With Confluent Cloud now at nearly 50% of our revenue, having NRR over 140% and continuing rapid growth, it’s time for Confluent to complete our transition to this fully consumption-based model. We’ve already made the transition to usage-based pricing that bills for what is used. But today, our go-to-market is still primarily oriented around booking customer commitments. The final step in our consumption journey is to now fully align our go-to-market operations to the consumption motion. This directly attaches our go-to-market efforts to cloud revenue and to our customers’ value realization. This is one of the most important possible growth levers for Confluent. It is also necessary that we do this now. As we’ve seen across the industry this last year, economic pressure combined with the changing norm in cloud means customers are increasingly reluctant to make large multiyear commitments ahead of their usage.

This means over the course of this year, the misalignment between our subscription-based good market and the natural buying behavior of customers has increased, creating a drag in our cloud growth. This is shown up in the dislocation between RPO and cloud revenue, but ultimately affects both as our interaction with customers are directed in a way that is out of sync with the customers’ natural buying behavior. We believe this change will turn what is currently a drag into a tailwind. This is not a new plan for Confluent, we’d originally planned to make this shift over a three-year period beginning with steps this year. However, in light of the change we’ve seen in buying behavior, we’ll be accelerating this and completing the transition next year.

In practical terms, here’s what this means. First, beginning in Q1 of FY24, we’re shifting from our current model where 10% to 15% of cloud sales compensation is based on consumption to a model where 100% of cloud sales compensation is based on incremental consumption in new logo acquisition. We will keep the vast majority of our customer revenue under a committed contract, as we do today. However, we will not be attempting to get commitments ahead of the usage. Rather committed amounts will be customer-driven as customers choose to commit in exchange for greater discounts. Second, we’re fully orienting our field-facing teams towards landing new customers and driving new workloads with customers. Third, we’ll be adapting our product and pricing to enable customers to frictionlessly try and adopt new products, enabling easier lands and adoption of new features.

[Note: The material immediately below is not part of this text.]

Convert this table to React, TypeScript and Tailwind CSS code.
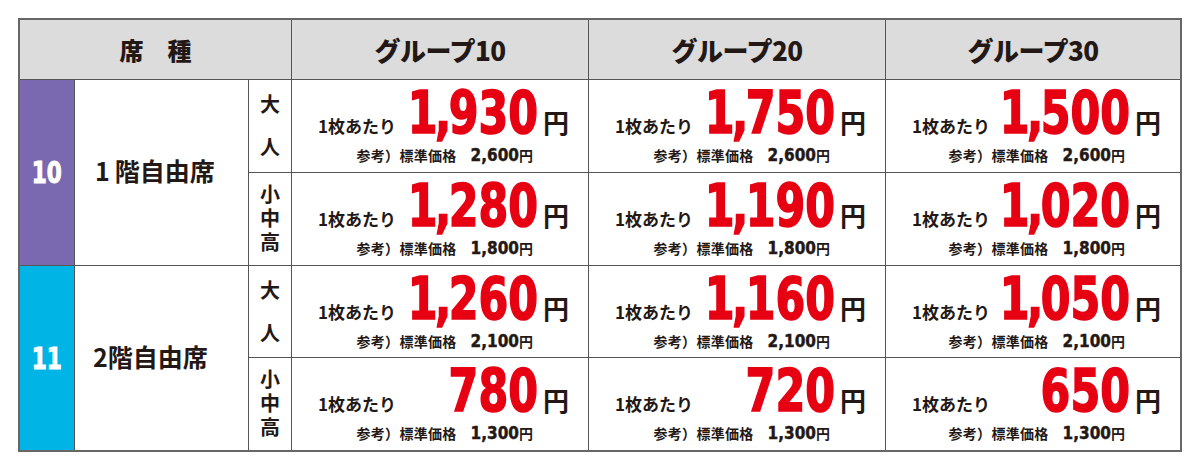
const JP = '"Noto Sans CJK JP", "Noto Sans", sans-serif';
const NUM = '"DejaVu Sans Condensed", "DejaVu Sans", sans-serif';

interface PriceCellProps {
  price: string;
  base: string;
}

function PriceCell({ price, base }: PriceCellProps) {
  const [head, tail] = price.includes(",") ? price.split(",") : ["", price];
  return (
    <div className="flex flex-col justify-center bg-white pb-[4px] text-[#231815]">
      <div className="flex items-baseline whitespace-nowrap pl-[26px] pr-[19px]">
        <span className="shrink-0 text-[17px] font-bold" style={{ fontFamily: JP }}>
          1枚あたり
        </span>
        <span className="flex min-w-0 flex-1 justify-end">
          <span
            className="inline-block origin-right scale-x-[0.82] text-[58px] font-bold leading-none text-[#e60012] [-webkit-text-stroke:1.5px_#e60012]"
            style={{ fontFamily: NUM }}
          >
            {head}
            {head && <span className="-mx-[3px]">,</span>}
            {tail}
          </span>
        </span>
        <span className="ml-[5px] shrink-0 text-[26px] font-bold leading-none" style={{ fontFamily: JP }}>
          円
        </span>
      </div>
      <div className="mt-[4px] flex items-baseline justify-end whitespace-nowrap pr-[55px] leading-[18px]">
        <span className="text-[14px] font-bold tracking-[0.3px]" style={{ fontFamily: JP }}>
          参考）標準価格
        </span>
        <span
          className="ml-[14px] text-[17px] font-bold [-webkit-text-stroke:0.4px_#231815]"
          style={{ fontFamily: NUM }}
        >
          {base}
        </span>
        <span className="text-[14px] font-bold" style={{ fontFamily: JP }}>
          円
        </span>
      </div>
    </div>
  );
}

const rows = [
  { cat: ["大", "人"], prices: ["1,930", "1,750", "1,500"], base: "2,600" },
  { cat: ["小", "中", "高"], prices: ["1,280", "1,190", "1,020"], base: "1,800" },
  { cat: ["大", "人"], prices: ["1,260", "1,160", "1,050"], base: "2,100" },
  { cat: ["小", "中", "高"], prices: ["780", "720", "650"], base: "1,300" },
];

function CategoryCell({ chars }: { chars: string[] }) {
  const two = chars.length === 2;
  return (
    <div
      className={`flex flex-col items-center justify-center bg-white pb-[2px] text-[20px] font-bold text-[#231815] ${
        two ? "gap-[22px] leading-[21px]" : "leading-[24px]"
      }`}
      style={{ fontFamily: JP }}
    >
      {chars.map((c, i) => (
        <span key={i}>{c}</span>
      ))}
    </div>
  );
}

function SeatNo({ no, color }: { no: string; color: string }) {
  return (
    <div className={`row-span-2 flex items-center justify-center ${color}`}>
      <span
        className="inline-block scale-x-[0.8] text-[30px] font-bold text-white [-webkit-text-stroke:1px_#ffffff]"
        style={{ fontFamily: NUM }}
      >
        {no}
      </span>
    </div>
  );
}

export default function App() {
  return (
    <div className="h-[469px] w-[1200px] bg-white pl-[18px] pt-[18px]">
      <div className="grid w-[1164px] grid-cols-[54px_173px_42px_296px_296px_294px] grid-rows-[59px_92px_92px_91px_92px] gap-px border-2 border-[#666666] bg-[#555555]">
        {/* header */}
        <div
          className="col-span-3 flex items-center justify-center bg-[#dcdcdc] text-[24px] font-black text-[#231815]"
          style={{ fontFamily: JP }}
        >
          席　種
        </div>
        {["グループ10", "グループ20", "グループ30"].map((g) => (
          <div
            key={g}
            className="flex items-center justify-center bg-[#dcdcdc] text-[26px] font-black tracking-[-0.5px] text-[#231815]"
            style={{ fontFamily: JP }}
          >
            {g}
          </div>
        ))}

        {/* seat 10 */}
        <SeatNo no="10" color="bg-[#7a69b0]" />
        <div
          className="row-span-2 flex items-center bg-white pb-[3px] pl-[20px] text-[25px] font-bold text-[#231815]"
          style={{ fontFamily: JP }}
        >
          1&thinsp;階自由席
        </div>
        <CategoryCell chars={rows[0].cat} />
        {rows[0].prices.map((p) => (
          <PriceCell key={p} price={p} base={rows[0].base} />
        ))}
        <CategoryCell chars={rows[1].cat} />
        {rows[1].prices.map((p) => (
          <PriceCell key={p} price={p} base={rows[1].base} />
        ))}

        {/* seat 11 */}
        <SeatNo no="11" color="bg-[#00b4e6]" />
        <div
          className="row-span-2 flex items-center bg-white pb-[3px] pl-[18px] text-[25px] font-bold text-[#231815]"
          style={{ fontFamily: JP }}
        >
          2階自由席
        </div>
        <CategoryCell chars={rows[2].cat} />
        {rows[2].prices.map((p) => (
          <PriceCell key={p} price={p} base={rows[2].base} />
        ))}
        <CategoryCell chars={rows[3].cat} />
        {rows[3].prices.map((p) => (
          <PriceCell key={p} price={p} base={rows[3].base} />
        ))}
      </div>
    </div>
  );
}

Finally, we’ll be undergoing a significant reworking of our systems for planning, growth, building and measuring pipeline and forecasting performance as all shifts drive directly off cloud revenue. A number of our cloud-oriented peers have made this transition to a very positive effect. So the path and benefits are clear. Like the transition to the cloud we began several years ago, we expect to emerge stronger on the other side, more aligned with our customers and better positioned to capture the $60 billion opportunity in front of us. In September, we held Current 2023, the only industry event dedicated to the data streaming ecosystem. It was a high-energy event and a fantastic illustration of the excitement and innovation around data streaming.

The event included speakers from BMW, NASA, Nationwide, Snowflake and Uber and many others, as well as thousands of practitioners who gathered to discuss the state of the art data stream. One of the things I’m most proud of is the velocity of product innovation the team has sustained over this last year, and I think our announcements at Current are great illustration of this. We announced a new tier of Kafka cluster, Enterprise clusters which offer many of the advantages of our dedicated clusters like private networking and enhanced security, but include instant elasticity and our served multi-tenant of our core stack. This allows a better price point for customers and significantly lower serving costs for Confluent. These lower cost clusters are perfectly aligned to our consumption transformation, since they lower the entry point price but scale up automatically as you need them.